# Start of Data for this task

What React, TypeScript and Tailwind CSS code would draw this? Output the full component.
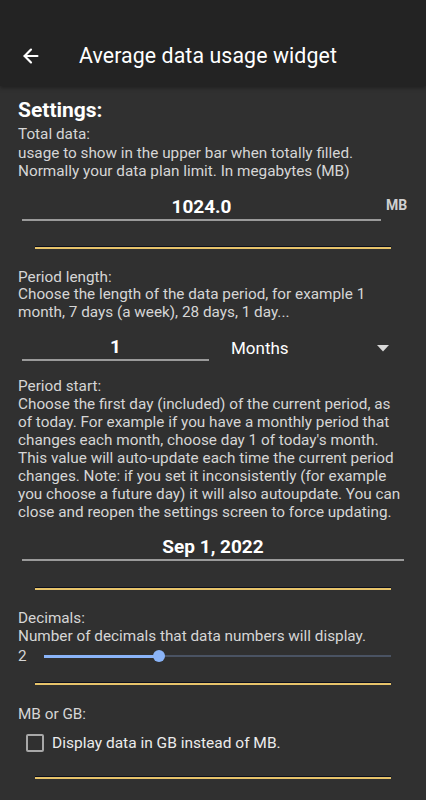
import { ArrowLeft } from "lucide-react";

function Divider() {
    return <div className="mx-[17px] h-[3px] border-t border-[#0b0f1e] bg-[#e6c36a]"></div>;
}

export default function App() {
    return (
        <div className="w-[426px] h-[800px] overflow-hidden bg-[#303030] text-[#d6d6d6] font-[Roboto,sans-serif]">
            {/* Top bar */}
            <header className="h-[86px] bg-[#232323] flex items-center pt-[26px] shadow-[0_2px_4px_rgba(0,0,0,0.35)]">
                <ArrowLeft className="ml-[20px] w-[22px] h-[22px] text-white" strokeWidth={2.4} />
                <h1 className="ml-[37px] text-[21.3px] text-white tracking-[0.1px]">Average data usage widget</h1>
            </header>

            <main className="px-[18px]">
                <h2 className="mt-[11px] text-[21px] leading-[26px] font-bold text-white">Settings:</h2>

                {/* Total data */}
                <p className="mt-[2px] text-[15.3px] leading-[18.5px]">
                    Total data:<br />
                    usage to show in the upper bar when totally filled.<br />
                    Normally your data plan limit. In megabytes (MB)
                </p>
                <div className="mt-[13px] flex items-center">
                    <div className="ml-[4px] w-[359px] border-b-2 border-[#9a9a9a] text-center text-[19px] leading-[25px] font-bold text-white">
                        1024.0
                    </div>
                    <span className="ml-[5px] -mt-[3px] text-[14px] font-bold text-[#cfcfcf]">MB</span>
                </div>
                <div className="mt-[25px]"><Divider /></div>

                {/* Period length */}
                <p className="mt-[20px] text-[15.3px] leading-[17.5px]">
                    Period length:<br />
                    Choose the length of the data period, for example 1<br />
                    month, 7 days (a week), 28 days, 1 day...
                </p>
                <div className="mt-[13px] flex items-end">
                    <div className="ml-[4px] w-[187px] border-b-2 border-[#9a9a9a] text-center text-[19px] leading-[25px] font-bold text-white">
                        1
                    </div>
                    <div className="ml-[22px] flex-1 flex items-center justify-between pb-[1px]">
                        <span className="text-[17px] leading-[24px] text-white">Months</span>
                        <svg width="12" height="7" viewBox="0 0 12 7" className="mr-[19px]">
                            <path d="M0 0 L12 0 L6 6.5 Z" fill="#d8d8d8" />
                        </svg>
                    </div>
                </div>

                {/* Period start */}
                <p className="mt-[16px] text-[15.3px] leading-[18px]">
                    Period start:<br />
                    Choose the first day (included) of the current period, as<br />
                    of today. For example if you have a monthly period that<br />
                    changes each month, choose day 1 of today's month.<br />
                    This value will auto-update each time the current period<br />
                    changes. Note: if you set it inconsistently (for example<br />
                    you choose a future day) it will also autoupdate. You can<br />
                    close and reopen the settings screen to force updating.
                </p>
                <div className="mt-[13px] ml-[4px] mr-[4px] border-b-2 border-[#9a9a9a] text-center text-[19px] leading-[25px] font-bold text-white">
                    Sep 1, 2022
                </div>
                <div className="mt-[26px]"><Divider /></div>

                {/* Decimals */}
                <p className="mt-[19px] text-[15.3px] leading-[18px]">
                    Decimals:<br />
                    Number of decimals that data numbers will display.
                </p>
                <div className="flex items-center h-[22px]">
                    <span className="w-[26px] text-[15.3px]">2</span>
                    <div className="relative flex-1 mr-[17px] h-[3px] flex">
                        <div className="w-[115px] h-[3px] bg-[#8ab4f8]"></div>
                        <div className="flex-1 h-[2px] mt-[0.5px] bg-[#4a5363]"></div>
                        <div className="absolute left-[109px] -top-[4.5px] w-[12px] h-[12px] rounded-full bg-[#8ab4f8]"></div>
                    </div>
                </div>
                <div className="mt-[15px]"><Divider /></div>

                {/* MB or GB */}
                <p className="mt-[20px] text-[15.3px] leading-[18px]">MB or GB:</p>
                <label className="mt-[10px] flex items-center">
                    <span className="ml-[8px] w-[18px] h-[18px] rounded-[2px] border-2 border-[#a8a8a8]"></span>
                    <span className="ml-[8px] text-[15.5px] leading-[20px] text-[#ececec]">Display data in GB instead of MB.</span>
                </label>
                <div className="mt-[23px]"><Divider /></div>
            </main>
        </div>
    );
}
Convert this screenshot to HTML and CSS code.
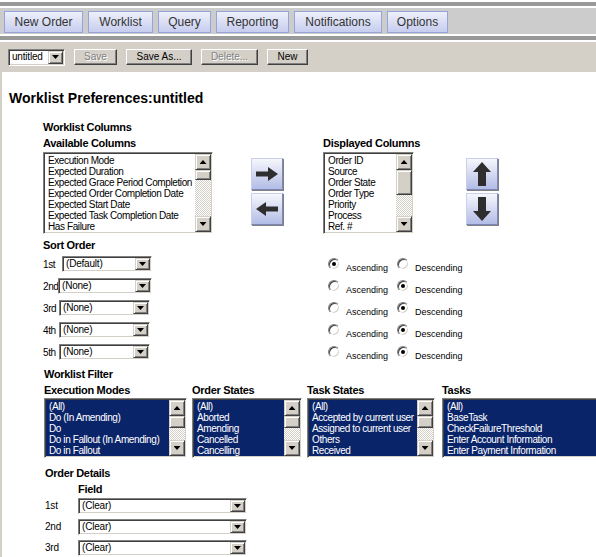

# End of Data for this task

• [Aim]: Transcribe each line above verbatim, with the pictures left out.

• [Response to this exercise]:
What React, TypeScript and Tailwind CSS code would draw this? Output the full component.
import { ArrowLeft } from "lucide-react";

function Divider() {
    return <div className="mx-[17px] h-[3px] border-t border-[#0b0f1e] bg-[#e6c36a]"></div>;
}

export default function App() {
    return (
        <div className="w-[426px] h-[800px] overflow-hidden bg-[#303030] text-[#d6d6d6] font-[Roboto,sans-serif]">
            {/* Top bar */}
            <header className="h-[86px] bg-[#232323] flex items-center pt-[26px] shadow-[0_2px_4px_rgba(0,0,0,0.35)]">
                <ArrowLeft className="ml-[20px] w-[22px] h-[22px] text-white" strokeWidth={2.4} />
                <h1 className="ml-[37px] text-[21.3px] text-white tracking-[0.1px]">Average data usage widget</h1>
            </header>

            <main className="px-[18px]">
                <h2 className="mt-[11px] text-[21px] leading-[26px] font-bold text-white">Settings:</h2>

                {/* Total data */}
                <p className="mt-[2px] text-[15.3px] leading-[18.5px]">
                    Total data:<br />
                    usage to show in the upper bar when totally filled.<br />
                    Normally your data plan limit. In megabytes (MB)
                </p>
                <div className="mt-[13px] flex items-center">
                    <div className="ml-[4px] w-[359px] border-b-2 border-[#9a9a9a] text-center text-[19px] leading-[25px] font-bold text-white">
                        1024.0
                    </div>
                    <span className="ml-[5px] -mt-[3px] text-[14px] font-bold text-[#cfcfcf]">MB</span>
                </div>
                <div className="mt-[25px]"><Divider /></div>

                {/* Period length */}
                <p className="mt-[20px] text-[15.3px] leading-[17.5px]">
                    Period length:<br />
                    Choose the length of the data period, for example 1<br />
                    month, 7 days (a week), 28 days, 1 day...
                </p>
                <div className="mt-[13px] flex items-end">
                    <div className="ml-[4px] w-[187px] border-b-2 border-[#9a9a9a] text-center text-[19px] leading-[25px] font-bold text-white">
                        1
                    </div>
                    <div className="ml-[22px] flex-1 flex items-center justify-between pb-[1px]">
                        <span className="text-[17px] leading-[24px] text-white">Months</span>
                        <svg width="12" height="7" viewBox="0 0 12 7" className="mr-[19px]">
                            <path d="M0 0 L12 0 L6 6.5 Z" fill="#d8d8d8" />
                        </svg>
                    </div>
                </div>

                {/* Period start */}
                <p className="mt-[16px] text-[15.3px] leading-[18px]">
                    Period start:<br />
                    Choose the first day (included) of the current period, as<br />
                    of today. For example if you have a monthly period that<br />
                    changes each month, choose day 1 of today's month.<br />
                    This value will auto-update each time the current period<br />
                    changes. Note: if you set it inconsistently (for example<br />
                    you choose a future day) it will also autoupdate. You can<br />
                    close and reopen the settings screen to force updating.
                </p>
                <div className="mt-[13px] ml-[4px] mr-[4px] border-b-2 border-[#9a9a9a] text-center text-[19px] leading-[25px] font-bold text-white">
                    Sep 1, 2022
                </div>
                <div className="mt-[26px]"><Divider /></div>

                {/* Decimals */}
                <p className="mt-[19px] text-[15.3px] leading-[18px]">
                    Decimals:<br />
                    Number of decimals that data numbers will display.
                </p>
                <div className="flex items-center h-[22px]">
                    <span className="w-[26px] text-[15.3px]">2</span>
                    <div className="relative flex-1 mr-[17px] h-[3px] flex">
                        <div className="w-[115px] h-[3px] bg-[#8ab4f8]"></div>
                        <div className="flex-1 h-[2px] mt-[0.5px] bg-[#4a5363]"></div>
                        <div className="absolute left-[109px] -top-[4.5px] w-[12px] h-[12px] rounded-full bg-[#8ab4f8]"></div>
                    </div>
                </div>
                <div className="mt-[15px]"><Divider /></div>

                {/* MB or GB */}
                <p className="mt-[20px] text-[15.3px] leading-[18px]">MB or GB:</p>
                <label className="mt-[10px] flex items-center">
                    <span className="ml-[8px] w-[18px] h-[18px] rounded-[2px] border-2 border-[#a8a8a8]"></span>
                    <span className="ml-[8px] text-[15.5px] leading-[20px] text-[#ececec]">Display data in GB instead of MB.</span>
                </label>
                <div className="mt-[23px]"><Divider /></div>
            </main>
        </div>
    );
}
Convert this screenshot to HTML and CSS code.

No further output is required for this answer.